In his essay, he further points out that religious hate crime is far from being the most common, eclipsed significantly by assaults motivated by race, and those motivated by sexual orientation. Due to the attention that sectarianism receives, less focus is given to other, often more prominent, issues.

And this is indicative of what Prof. Devine would consider a significant problem surrounding the issue: the media coverage. Because it’s such a historically charged issue, and one so neatly packaged in a certain football rivalry, Prof. Devine says that “sectarianism is, at least for journalists, very sexy”.

Daniel Harkins has previously responded to arguments like Devine’s. He agrees that structural anti-Catholicism may be dead, but asserts that Catholics still experience sectarianism in Scotland.

Speaking to the Irish Post, Daniel Harkins said “only last month we reported on 15 employees of a local authority who had complained to their union of anti-Catholic discrimination by their supervisor – a convicted bigot”.

He identifies the nature of his arguments correctly: “Our evidence is anecdotal, not statistical – but it has always been difficult to accurately measure levels of anti-Catholicism in Scotland.”

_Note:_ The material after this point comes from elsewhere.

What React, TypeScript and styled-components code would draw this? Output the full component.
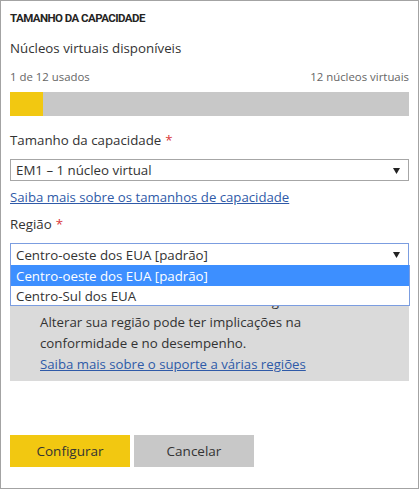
import React from "react";
import styled, { createGlobalStyle } from "styled-components";

const Global = createGlobalStyle`
  html, body { margin: 0; padding: 0; background: #fff; }
  body { font-family: "Open Sans", "Noto Sans", sans-serif; color: #333; }
  * { box-sizing: border-box; }
`;

const Panel = styled.div`
  width: 419px;
  height: 489px;
  border: 1px solid #a3a3a3;
  padding: 8px 9px 0 9px;
  display: flex;
  flex-direction: column;
`;

const Title = styled.div`
  font-family: Roboto, "Liberation Sans", sans-serif;
  font-weight: 700;
  font-size: 11.5px;
  line-height: 18px;
  color: #252423;
  letter-spacing: -0.55px;
`;

const Heading = styled.div<{ $mt: number }>`
  margin-top: ${(p) => p.$mt}px;
  font-size: 13.3px;
  line-height: 20px;
  color: #333;
`;

const Star = styled.span`
  color: #d9383a;
  margin-left: 4px;
`;

const UsageRow = styled.div`
  margin-top: 11px;
  display: flex;
  justify-content: space-between;
  font-size: 11.4px;
  line-height: 16px;
  color: #666;
`;

const Bar = styled.div`
  margin-top: 7px;
  height: 24px;
  background: #c8c8c8;
  display: flex;
`;

const BarFill = styled.div`
  background: #f2c811;
  height: 100%;
`;

const SelectBox = styled.div<{ $focused?: boolean; $mt: number }>`
  position: relative;
  margin-top: ${(p) => p.$mt}px;
  height: ${(p) => (p.$focused ? 23 : 22)}px;
  border: 1px solid ${(p) => (p.$focused ? "#7b9de0" : "#a6a6a6")};
  display: flex;
  align-items: center;
  padding: 0 8px 0 5px;
  font-size: 13.3px;
  color: #333;
  background: #fff;
`;

const SelectText = styled.span`
  flex: 1;
  line-height: 20px;
`;

const Arrow = styled.svg`
  width: 7px;
  height: 7px;
  flex: none;
`;

const Link = styled.a<{ $mt?: number }>`
  display: block;
  margin-top: ${(p) => p.$mt ?? 0}px;
  font-size: 13.2px;
  line-height: 20px;
  color: #2f5aa8;
  text-decoration: underline;
`;

const Dropdown = styled.div`
  position: absolute;
  left: -1px;
  top: 100%;
  width: 400px;
  border: 1px solid #7b9de0;
  border-top: none;
  background: #fff;
  z-index: 2;
`;

const Option = styled.div<{ $active?: boolean }>`
  height: ${(p) => (p.$active ? 21 : 19)}px;
  padding-left: 5px;
  display: flex;
  align-items: center;
  font-size: 13.3px;
  background: ${(p) => (p.$active ? "#3d8fff" : "#fff")};
  color: ${(p) => (p.$active ? "#fff" : "#333")};
`;

const InfoBox = styled.div`
  margin-top: 17px;
  background: #dadada;
  padding: 8px 10px 7px 30px;
  font-size: 13.3px;
  line-height: 21px;
  color: #333;
`;

const Buttons = styled.div`
  margin-top: 54px;
  display: flex;
  gap: 4px;
`;

const Button = styled.button<{ $primary?: boolean }>`
  width: 120px;
  height: 32px;
  border: none;
  font-family: "Open Sans", "Noto Sans", sans-serif;
  font-size: 13.5px;
  color: #333;
  background: ${(p) => (p.$primary ? "#f2c811" : "#c8c8c8")};
  padding: 0;
`;

const DownArrow = () => (
  <Arrow viewBox="0 0 7 7">
    <polygon points="0,1 7,1 3.5,7" fill="#222" />
  </Arrow>
);

export default function App() {
  const used = 1;
  const total = 12;
  return (
    <>
      <Global />
      <Panel>
        <Title>TAMANHO DA CAPACIDADE</Title>
        <Heading $mt={11}>Núcleos virtuais disponíveis</Heading>
        <UsageRow>
          <span>1 de 12 usados</span>
          <span>12 núcleos virtuais</span>
        </UsageRow>
        <Bar>
          <BarFill style={{ width: `${(used / total) * 100}%` }} />
        </Bar>
        <Heading $mt={14}>
          Tamanho da capacidade<Star>*</Star>
        </Heading>
        <SelectBox $mt={9}>
          <SelectText>EM1 – 1 núcleo virtual</SelectText>
          <DownArrow />
        </SelectBox>
        <Link $mt={6}>Saiba mais sobre os tamanhos de capacidade</Link>
        <Heading $mt={7}>
          Região<Star>*</Star>
        </Heading>
        <SelectBox $mt={9} $focused>
          <SelectText>Centro-oeste dos EUA [padrão]</SelectText>
          <DownArrow />
          <Dropdown>
            <Option $active>Centro-oeste dos EUA [padrão]</Option>
            <Option>Centro-Sul dos EUA</Option>
          </Dropdown>
        </SelectBox>
        <InfoBox>
          <div>Seus dados serão armazenados na região selecionada.</div>
          <div>Alterar sua região pode ter implicações na</div>
          <div>conformidade e no desempenho.</div>
          <Link>Saiba mais sobre o suporte a várias regiões</Link>
        </InfoBox>
        <Buttons>
          <Button $primary>Configurar</Button>
          <Button>Cancelar</Button>
        </Buttons>
      </Panel>
    </>
  );
}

Prof. Devine’s arguments may run the risk of invalidating the everyday experiences of individual Catholics in Scotland. As the minority, Catholicism will bear the disproportionate brunt of whatever animosity exists between the two communities, and therefore great care must be taken as these problems are slowly unravelled. But to fan the flame and push these two communities further apart is not helpful.  The beast can only die if we let it.